Lucy Suchman 2011 Anthropological Relocations and the Limits of Design. Annual Review of Anthropology 40(1): 1–18.

Location, placemaking and future making

  • anthropology of places as “centers of innovation” (2)
  • design and innovation as anthropological objects, objects of contemporary
  • how does transformative change happen (away from narratives of progress); design as method PARC located in silicon valley in 1970 as a literal frontier and figurative frontier of future making
  • making human subjects and natural objects through frontiers “To do that requires bringing into view the politics of design, including the systematic placement of politics beyond the limits of the designer’s frame.” (4) Is design political? Should it be?
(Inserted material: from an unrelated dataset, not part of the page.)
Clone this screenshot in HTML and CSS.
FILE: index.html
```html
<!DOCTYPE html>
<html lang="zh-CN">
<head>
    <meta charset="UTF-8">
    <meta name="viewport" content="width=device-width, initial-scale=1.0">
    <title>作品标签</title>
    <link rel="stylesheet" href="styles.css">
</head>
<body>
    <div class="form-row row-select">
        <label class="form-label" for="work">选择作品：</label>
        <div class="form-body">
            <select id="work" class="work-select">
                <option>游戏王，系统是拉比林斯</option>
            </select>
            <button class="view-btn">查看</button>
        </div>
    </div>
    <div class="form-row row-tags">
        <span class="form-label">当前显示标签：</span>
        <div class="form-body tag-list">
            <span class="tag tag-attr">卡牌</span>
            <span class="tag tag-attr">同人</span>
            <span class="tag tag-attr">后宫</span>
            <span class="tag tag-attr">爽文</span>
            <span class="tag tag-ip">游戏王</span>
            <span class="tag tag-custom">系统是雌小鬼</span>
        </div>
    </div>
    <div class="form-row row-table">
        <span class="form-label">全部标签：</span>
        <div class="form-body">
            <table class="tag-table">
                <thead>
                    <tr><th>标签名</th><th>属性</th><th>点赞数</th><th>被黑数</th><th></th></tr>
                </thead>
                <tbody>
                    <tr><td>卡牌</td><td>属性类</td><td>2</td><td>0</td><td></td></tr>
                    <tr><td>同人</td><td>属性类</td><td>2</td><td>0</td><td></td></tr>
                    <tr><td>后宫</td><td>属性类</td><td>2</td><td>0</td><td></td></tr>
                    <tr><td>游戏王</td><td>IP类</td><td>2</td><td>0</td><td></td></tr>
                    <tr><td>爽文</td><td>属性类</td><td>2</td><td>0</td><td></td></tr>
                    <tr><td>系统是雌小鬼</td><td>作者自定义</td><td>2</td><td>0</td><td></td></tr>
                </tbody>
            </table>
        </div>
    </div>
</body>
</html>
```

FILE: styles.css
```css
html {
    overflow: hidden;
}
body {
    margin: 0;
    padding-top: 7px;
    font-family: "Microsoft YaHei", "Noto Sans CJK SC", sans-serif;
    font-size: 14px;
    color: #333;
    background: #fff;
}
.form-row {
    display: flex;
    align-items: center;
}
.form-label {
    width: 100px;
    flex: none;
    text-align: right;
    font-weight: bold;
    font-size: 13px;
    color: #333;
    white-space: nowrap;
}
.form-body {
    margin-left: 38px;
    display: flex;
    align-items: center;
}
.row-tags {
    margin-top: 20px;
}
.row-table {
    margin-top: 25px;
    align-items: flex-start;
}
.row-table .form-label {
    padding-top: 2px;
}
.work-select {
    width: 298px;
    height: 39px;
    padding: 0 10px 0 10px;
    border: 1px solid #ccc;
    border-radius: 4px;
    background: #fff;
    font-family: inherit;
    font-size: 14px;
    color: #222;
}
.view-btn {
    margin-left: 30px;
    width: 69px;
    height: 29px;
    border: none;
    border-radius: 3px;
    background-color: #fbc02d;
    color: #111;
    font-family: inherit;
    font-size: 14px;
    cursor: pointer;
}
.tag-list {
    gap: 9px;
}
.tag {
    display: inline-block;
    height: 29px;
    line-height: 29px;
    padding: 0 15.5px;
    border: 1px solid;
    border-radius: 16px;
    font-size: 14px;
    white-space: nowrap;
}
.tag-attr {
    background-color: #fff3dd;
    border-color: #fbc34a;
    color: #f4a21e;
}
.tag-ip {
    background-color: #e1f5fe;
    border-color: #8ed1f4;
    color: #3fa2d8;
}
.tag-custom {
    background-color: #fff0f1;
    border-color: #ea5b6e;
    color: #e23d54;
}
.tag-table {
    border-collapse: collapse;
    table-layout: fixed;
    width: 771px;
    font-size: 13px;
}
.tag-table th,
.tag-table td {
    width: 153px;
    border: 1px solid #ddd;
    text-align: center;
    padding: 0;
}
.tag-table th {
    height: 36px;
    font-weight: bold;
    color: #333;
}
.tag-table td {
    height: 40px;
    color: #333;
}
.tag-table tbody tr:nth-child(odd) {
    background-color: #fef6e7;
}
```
What would that entail? technological society: change = tech innovation; in need of design to stay up to date: “a world in need of design” (5)
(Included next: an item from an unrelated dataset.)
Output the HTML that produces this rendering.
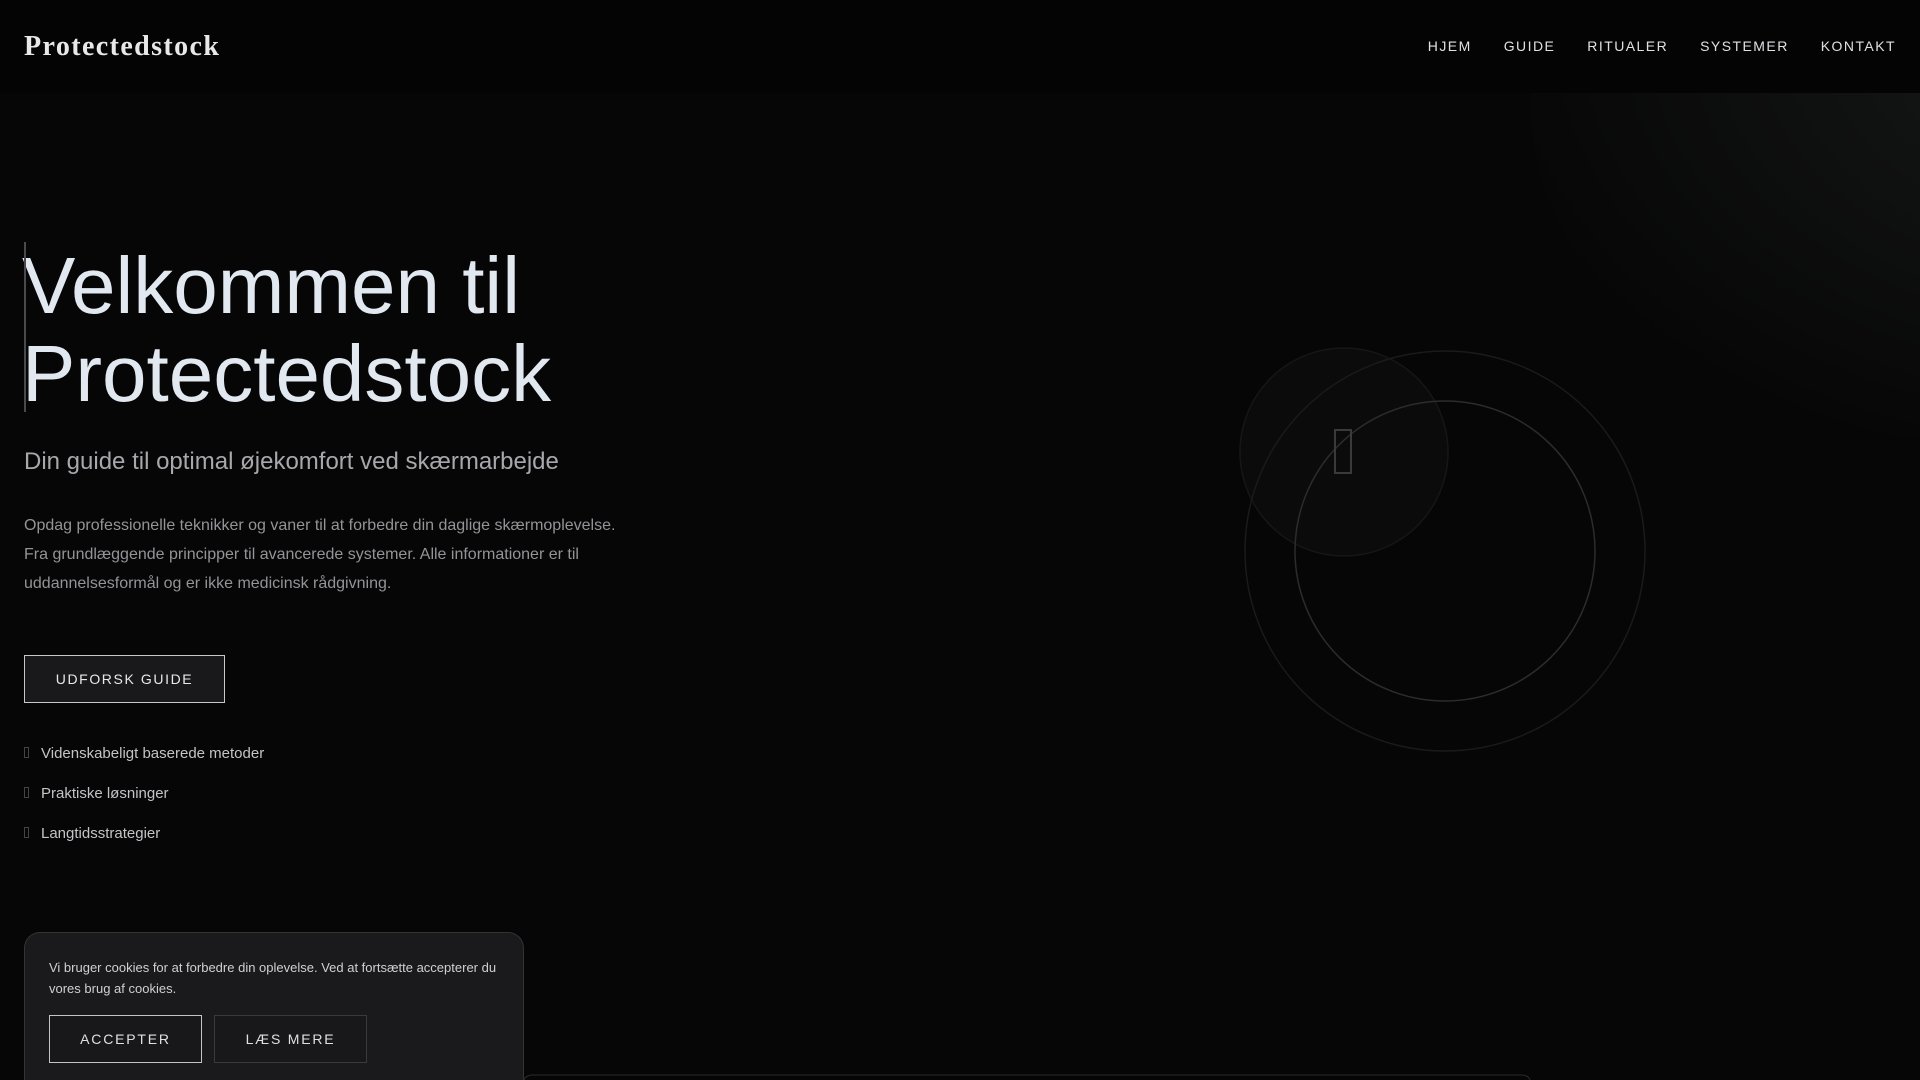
<!DOCTYPE html>
<html><head><meta charset="utf-8"><style>
*{margin:0;padding:0;box-sizing:border-box}
html,body{width:1920px;height:1080px;overflow:hidden;background:#060606;font-family:"Liberation Sans",Arial,sans-serif;position:relative}
header{position:absolute;left:0;top:0;width:1920px;height:93px;background:#040404;z-index:3}
.logo{position:absolute;left:24px;top:31px;font-family:"Liberation Serif",serif;font-weight:bold;font-size:28px;letter-spacing:1.4px;color:#e8e8ea}
nav{position:absolute;right:24px;top:38px;display:flex;gap:32px}
nav span{font-size:14px;letter-spacing:1.45px;color:#e0e0e4}
.glow{position:absolute;left:1530px;top:-240px;width:860px;height:680px;border-radius:50%;background:radial-gradient(ellipse at 70% 40%,#191b1b 0%,#101111 35%,#080808 70%,#060606 78%,rgba(6,6,6,0) 80%)}
h1{position:absolute;left:22px;top:242px;font-weight:normal;font-size:80px;line-height:88px;color:#e2e8f0;width:700px;height:170px}
h1:before{content:"";position:absolute;left:2px;top:0;width:2px;height:170px;background:#4a4a4e}
.sub{position:absolute;left:24px;top:448px;font-size:24px;color:#a8a8ac}
.p{position:absolute;left:24px;top:511px;width:600px;font-size:16px;line-height:29px;color:#949498}
.btn{position:absolute;left:24px;top:655px;width:201px;height:48px;border:1px solid #c8c8cc;background:#19191b;color:#e8e8ea;font-size:14px;letter-spacing:1.6px;display:flex;align-items:center;justify-content:center}
.li{position:absolute;left:24px;font-size:15px;color:#c4c4c8}
.li i{position:absolute;left:0;top:2px;width:5px;height:11px;border:1px solid #444}
.li span{margin-left:17px}
.cookie{position:absolute;left:24px;top:932px;width:500px;height:148px;background:#1a1a1c;border:1px solid #333336;border-bottom:none;border-radius:16px 16px 0 0;z-index:5}
.cookie p{position:absolute;left:24px;top:25px;width:450px;font-size:13px;line-height:20.5px;color:#d0d0d4}
.cb{position:absolute;top:82px;width:153px;height:48px;display:flex;align-items:center;justify-content:center;font-size:14px;letter-spacing:1.8px;color:#e0e0e4;background:#18181a}
</style></head><body>
<div class="glow"></div>
<header><div class="logo">Protectedstock</div>
<nav><span>HJEM</span><span>GUIDE</span><span>RITUALER</span><span>SYSTEMER</span><span>KONTAKT</span></nav></header>
<h1>Velkommen til<br>Protectedstock</h1>
<div class="sub">Din guide til optimal øjekomfort ved skærmarbejde</div>
<div class="p">Opdag professionelle teknikker og vaner til at forbedre din daglige skærmoplevelse. Fra grundlæggende principper til avancerede systemer. Alle informationer er til uddannelsesformål og er ikke medicinsk rådgivning.</div>
<div class="btn">UDFORSK GUIDE</div>
<div class="li" style="top:745px"><i></i><span>Videnskabeligt baserede metoder</span></div>
<div class="li" style="top:785px"><i></i><span>Praktiske løsninger</span></div>
<div class="li" style="top:825px"><i></i><span>Langtidsstrategier</span></div>
<svg style="position:absolute;left:0;top:0" width="1920" height="1080">
<circle cx="1344" cy="452" r="104" fill="#0b0b0b" stroke="#161616" stroke-width="1.5"/>
<circle cx="1445" cy="551" r="200" fill="none" stroke="#1a1a1a" stroke-width="1.5"/>
<circle cx="1445" cy="551" r="150" fill="none" stroke="#2c2c2e" stroke-width="1.5"/>
<rect x="1335" y="430" width="16" height="43" fill="none" stroke="#3a3a3a" stroke-width="2"/>
<path d="M523 1085 V1085 Q523 1075 533 1075 H1521 Q1531 1075 1531 1085" fill="none" stroke="#2a2a2c"/>
</svg>
<div class="cookie"><p>Vi bruger cookies for at forbedre din oplevelse. Ved at fortsætte accepterer du vores brug af cookies.</p>
<div class="cb" style="left:24px;border:1px solid #c4c4c8">ACCEPTER</div>
<div class="cb" style="left:189px;border:1px solid #3a3a3e">LÆS MERE</div></div>
</body></html>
  • designing the world, global, global scale
  • unintended consequences of design
  • “how the situations that frame design practice are themselves constructed” (Margolin p. 241)
    • the situations that frame design and condition professional practice
  • automating work with an algorithm (6)
    • procedures, in practice, often an accounting after the fact, an effect of the orderly work
  • AI: representation of knowledge
    • designing intelligent machines as embodied social practice
  • prototyping: user needs as latent, needing to be drawn out, articulated, expressed vs. invented/recovered contextually
    • compatibility between actors, assemblages, e.g. software not always aligned
    • artifacts significance given through unfolding activity of design-in-use
  • 1990s management shift: process management
    • imagining and managing future projects and directions, in tension with shorter term ones
    • participation required despite little effect, to have a place in the future
    • regaining a lost past through the future (12); current projects as obstacles to get rid of
  • reflexivity built into possibility of organization, into operation (13); reproducing existing arrangements as much as challenging them
  • Ingold: creativity as ontological openness, process, ongoing formation, as opposed to static finished objects/fixed forms (which can be sold, licensed, copyrighted, patented, etc.)
    • things vs objects: alive vs….?
  • Lave: research as learning = critical ethnographic practice (14)
    • knowledge-making always entangled in the scholarship making it (Haraway 1988, Strathern 1999, Barad 2007, Verran 2001)
  • innovation as enactment, performances to disrupt particular arrangements of interest (15)
    • “newness” depends on breaks and discontinuities, obscuring the “in-between,” negotiation and engagements between oppositions which define each other: “an articulation that calls out differences from whatever is referenced as the thing that came before"
    • valuing transformation over incremental change
  • inventiveness instead as opening up possibilities (Barry 2001): not the novelty of artifacts but of arrangements with other activities and entities in which artifacts are situated: new configurations, reconfigurations, arrangements, etc. always provisional, precarious, etc. (15)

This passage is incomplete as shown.